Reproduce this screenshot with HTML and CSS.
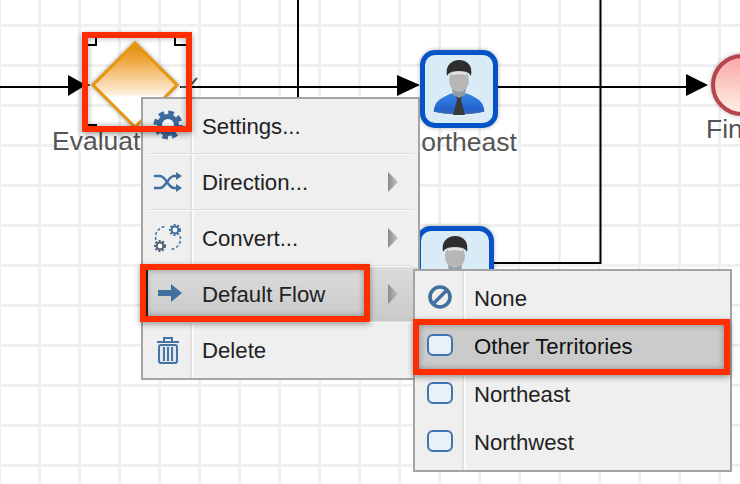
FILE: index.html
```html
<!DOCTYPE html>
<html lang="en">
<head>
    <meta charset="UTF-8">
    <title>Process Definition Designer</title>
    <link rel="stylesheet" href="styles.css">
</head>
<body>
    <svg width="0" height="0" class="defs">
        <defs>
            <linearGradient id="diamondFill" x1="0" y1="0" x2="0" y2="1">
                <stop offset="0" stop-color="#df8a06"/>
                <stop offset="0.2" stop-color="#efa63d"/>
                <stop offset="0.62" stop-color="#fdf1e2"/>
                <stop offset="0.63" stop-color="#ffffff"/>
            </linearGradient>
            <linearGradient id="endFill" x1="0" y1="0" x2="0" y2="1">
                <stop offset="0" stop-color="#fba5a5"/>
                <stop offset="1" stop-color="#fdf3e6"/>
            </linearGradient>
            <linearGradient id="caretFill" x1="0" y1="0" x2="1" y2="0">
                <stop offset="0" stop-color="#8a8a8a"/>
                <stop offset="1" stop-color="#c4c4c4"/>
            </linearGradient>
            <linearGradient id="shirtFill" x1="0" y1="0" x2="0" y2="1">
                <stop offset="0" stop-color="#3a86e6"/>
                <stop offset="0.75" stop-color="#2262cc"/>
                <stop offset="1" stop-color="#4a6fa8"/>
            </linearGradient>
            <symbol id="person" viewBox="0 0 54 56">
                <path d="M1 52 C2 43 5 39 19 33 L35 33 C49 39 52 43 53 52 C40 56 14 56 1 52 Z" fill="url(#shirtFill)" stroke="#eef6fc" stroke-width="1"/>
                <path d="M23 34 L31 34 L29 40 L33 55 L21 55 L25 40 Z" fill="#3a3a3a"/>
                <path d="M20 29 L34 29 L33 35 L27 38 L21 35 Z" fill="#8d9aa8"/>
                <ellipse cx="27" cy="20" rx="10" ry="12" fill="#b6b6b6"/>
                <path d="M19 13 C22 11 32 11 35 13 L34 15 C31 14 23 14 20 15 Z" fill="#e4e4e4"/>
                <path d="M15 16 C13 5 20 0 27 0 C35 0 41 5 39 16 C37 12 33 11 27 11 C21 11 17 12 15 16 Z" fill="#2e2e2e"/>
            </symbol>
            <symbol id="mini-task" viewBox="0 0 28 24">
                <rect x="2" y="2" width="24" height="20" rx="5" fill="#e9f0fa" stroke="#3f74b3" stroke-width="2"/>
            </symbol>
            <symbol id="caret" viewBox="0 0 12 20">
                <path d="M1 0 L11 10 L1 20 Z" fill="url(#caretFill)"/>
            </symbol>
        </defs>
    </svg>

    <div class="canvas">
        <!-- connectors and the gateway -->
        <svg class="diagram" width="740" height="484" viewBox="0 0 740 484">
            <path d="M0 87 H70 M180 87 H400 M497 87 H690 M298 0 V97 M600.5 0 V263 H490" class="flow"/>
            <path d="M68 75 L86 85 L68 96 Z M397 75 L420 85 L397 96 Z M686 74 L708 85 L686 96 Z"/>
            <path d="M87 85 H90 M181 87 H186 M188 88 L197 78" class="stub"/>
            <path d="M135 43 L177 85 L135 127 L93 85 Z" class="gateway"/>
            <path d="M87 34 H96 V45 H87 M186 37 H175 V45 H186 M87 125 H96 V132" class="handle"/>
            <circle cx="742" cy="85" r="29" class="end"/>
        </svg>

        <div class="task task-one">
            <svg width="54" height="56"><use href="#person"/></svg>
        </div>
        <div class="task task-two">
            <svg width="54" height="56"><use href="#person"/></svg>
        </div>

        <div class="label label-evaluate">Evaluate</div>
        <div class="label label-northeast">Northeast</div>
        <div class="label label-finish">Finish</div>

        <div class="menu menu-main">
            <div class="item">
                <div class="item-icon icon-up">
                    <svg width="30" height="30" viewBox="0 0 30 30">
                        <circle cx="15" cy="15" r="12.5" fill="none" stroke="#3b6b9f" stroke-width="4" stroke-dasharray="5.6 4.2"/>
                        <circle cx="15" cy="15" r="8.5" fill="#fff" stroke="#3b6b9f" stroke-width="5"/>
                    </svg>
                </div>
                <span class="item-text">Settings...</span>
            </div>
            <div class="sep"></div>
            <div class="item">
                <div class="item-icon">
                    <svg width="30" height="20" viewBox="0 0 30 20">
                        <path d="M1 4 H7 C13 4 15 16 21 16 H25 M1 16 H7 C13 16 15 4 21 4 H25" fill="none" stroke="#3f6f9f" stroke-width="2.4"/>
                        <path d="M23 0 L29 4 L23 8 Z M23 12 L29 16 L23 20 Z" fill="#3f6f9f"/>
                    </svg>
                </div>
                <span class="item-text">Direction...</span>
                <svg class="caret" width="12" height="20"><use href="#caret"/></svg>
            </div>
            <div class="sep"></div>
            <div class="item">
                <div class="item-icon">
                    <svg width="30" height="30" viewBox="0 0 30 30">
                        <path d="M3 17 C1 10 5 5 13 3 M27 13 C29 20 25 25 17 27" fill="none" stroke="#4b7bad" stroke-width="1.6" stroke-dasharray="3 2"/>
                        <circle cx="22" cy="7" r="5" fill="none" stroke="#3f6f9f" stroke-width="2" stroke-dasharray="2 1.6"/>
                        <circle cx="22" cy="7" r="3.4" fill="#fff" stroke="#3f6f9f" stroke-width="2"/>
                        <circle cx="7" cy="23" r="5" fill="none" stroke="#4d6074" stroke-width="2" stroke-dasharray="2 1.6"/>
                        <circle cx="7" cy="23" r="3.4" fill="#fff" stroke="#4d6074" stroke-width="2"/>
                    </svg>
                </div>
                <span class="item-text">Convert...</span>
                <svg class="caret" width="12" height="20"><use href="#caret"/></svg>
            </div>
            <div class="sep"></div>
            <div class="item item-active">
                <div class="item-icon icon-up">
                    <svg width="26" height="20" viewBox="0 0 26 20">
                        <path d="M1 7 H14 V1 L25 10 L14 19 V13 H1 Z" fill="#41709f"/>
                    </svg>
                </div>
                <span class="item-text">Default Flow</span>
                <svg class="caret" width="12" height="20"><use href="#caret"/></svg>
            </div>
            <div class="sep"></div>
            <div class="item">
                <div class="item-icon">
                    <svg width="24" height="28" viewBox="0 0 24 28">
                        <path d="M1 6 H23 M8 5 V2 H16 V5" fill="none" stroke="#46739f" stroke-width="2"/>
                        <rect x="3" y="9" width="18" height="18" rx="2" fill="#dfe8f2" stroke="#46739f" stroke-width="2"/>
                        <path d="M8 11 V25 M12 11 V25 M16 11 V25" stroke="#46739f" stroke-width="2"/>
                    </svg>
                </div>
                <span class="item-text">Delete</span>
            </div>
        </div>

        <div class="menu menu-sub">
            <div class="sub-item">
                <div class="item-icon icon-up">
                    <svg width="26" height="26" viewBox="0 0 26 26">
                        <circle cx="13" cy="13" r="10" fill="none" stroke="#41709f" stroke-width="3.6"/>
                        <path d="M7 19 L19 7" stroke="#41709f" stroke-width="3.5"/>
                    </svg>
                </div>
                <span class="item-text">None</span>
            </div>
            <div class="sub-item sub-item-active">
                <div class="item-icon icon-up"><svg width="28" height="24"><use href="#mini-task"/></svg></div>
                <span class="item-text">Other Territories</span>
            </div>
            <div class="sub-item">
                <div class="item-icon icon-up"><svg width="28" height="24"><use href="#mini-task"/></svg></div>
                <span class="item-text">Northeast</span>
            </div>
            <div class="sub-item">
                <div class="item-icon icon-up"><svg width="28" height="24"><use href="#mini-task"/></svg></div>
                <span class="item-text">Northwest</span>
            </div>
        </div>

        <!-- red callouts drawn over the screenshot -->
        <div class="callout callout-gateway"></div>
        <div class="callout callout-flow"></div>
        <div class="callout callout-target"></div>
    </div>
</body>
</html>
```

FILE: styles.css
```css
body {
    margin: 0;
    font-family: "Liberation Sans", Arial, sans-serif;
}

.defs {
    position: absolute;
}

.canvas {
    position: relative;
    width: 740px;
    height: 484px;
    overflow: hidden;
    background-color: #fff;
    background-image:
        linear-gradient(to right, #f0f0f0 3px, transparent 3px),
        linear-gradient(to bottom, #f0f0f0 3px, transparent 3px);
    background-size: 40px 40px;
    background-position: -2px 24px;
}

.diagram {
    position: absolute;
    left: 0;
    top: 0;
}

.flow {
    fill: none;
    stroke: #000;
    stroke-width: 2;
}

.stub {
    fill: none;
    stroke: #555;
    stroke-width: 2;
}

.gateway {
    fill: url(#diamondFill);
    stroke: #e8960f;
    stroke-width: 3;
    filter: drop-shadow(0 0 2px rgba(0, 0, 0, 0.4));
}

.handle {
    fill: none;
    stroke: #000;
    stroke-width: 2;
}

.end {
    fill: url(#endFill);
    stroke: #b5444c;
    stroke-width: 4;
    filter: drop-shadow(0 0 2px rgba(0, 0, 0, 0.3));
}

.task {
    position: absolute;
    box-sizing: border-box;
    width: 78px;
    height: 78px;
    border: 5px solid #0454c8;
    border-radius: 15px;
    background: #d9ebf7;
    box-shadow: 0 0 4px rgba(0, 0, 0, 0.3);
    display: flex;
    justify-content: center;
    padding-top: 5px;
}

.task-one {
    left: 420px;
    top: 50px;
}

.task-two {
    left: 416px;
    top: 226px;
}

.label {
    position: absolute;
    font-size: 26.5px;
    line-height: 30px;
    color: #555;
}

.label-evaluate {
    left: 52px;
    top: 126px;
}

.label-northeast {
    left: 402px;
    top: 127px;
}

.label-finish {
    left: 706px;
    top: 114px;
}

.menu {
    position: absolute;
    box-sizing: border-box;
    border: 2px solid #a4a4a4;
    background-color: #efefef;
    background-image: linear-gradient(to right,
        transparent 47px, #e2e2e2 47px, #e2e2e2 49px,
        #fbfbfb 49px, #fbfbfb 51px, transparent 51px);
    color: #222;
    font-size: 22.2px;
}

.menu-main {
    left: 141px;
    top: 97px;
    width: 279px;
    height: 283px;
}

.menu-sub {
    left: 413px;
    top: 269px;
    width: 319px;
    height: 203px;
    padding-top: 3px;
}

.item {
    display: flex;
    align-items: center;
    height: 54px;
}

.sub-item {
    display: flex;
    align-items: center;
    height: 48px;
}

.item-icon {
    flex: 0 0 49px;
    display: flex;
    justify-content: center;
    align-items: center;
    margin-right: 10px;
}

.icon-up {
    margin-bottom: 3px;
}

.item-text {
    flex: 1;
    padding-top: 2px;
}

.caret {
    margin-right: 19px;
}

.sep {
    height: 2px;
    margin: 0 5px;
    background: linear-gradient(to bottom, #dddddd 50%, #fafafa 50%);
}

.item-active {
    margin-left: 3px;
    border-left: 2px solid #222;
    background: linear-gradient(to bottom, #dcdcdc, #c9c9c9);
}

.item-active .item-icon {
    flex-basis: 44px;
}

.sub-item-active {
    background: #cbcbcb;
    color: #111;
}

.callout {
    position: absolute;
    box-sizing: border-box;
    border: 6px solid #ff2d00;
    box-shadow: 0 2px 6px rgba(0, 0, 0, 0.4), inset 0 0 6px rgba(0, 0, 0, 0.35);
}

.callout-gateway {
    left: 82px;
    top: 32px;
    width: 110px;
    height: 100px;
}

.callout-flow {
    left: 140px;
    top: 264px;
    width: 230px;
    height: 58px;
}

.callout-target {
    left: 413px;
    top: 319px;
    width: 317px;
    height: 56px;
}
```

● **EXERCISE REQUIREMENTS**
Count how many lines above include the word "screenshot" and answer with that figure only.

● **ANSWER TO THE EXERCISE**
2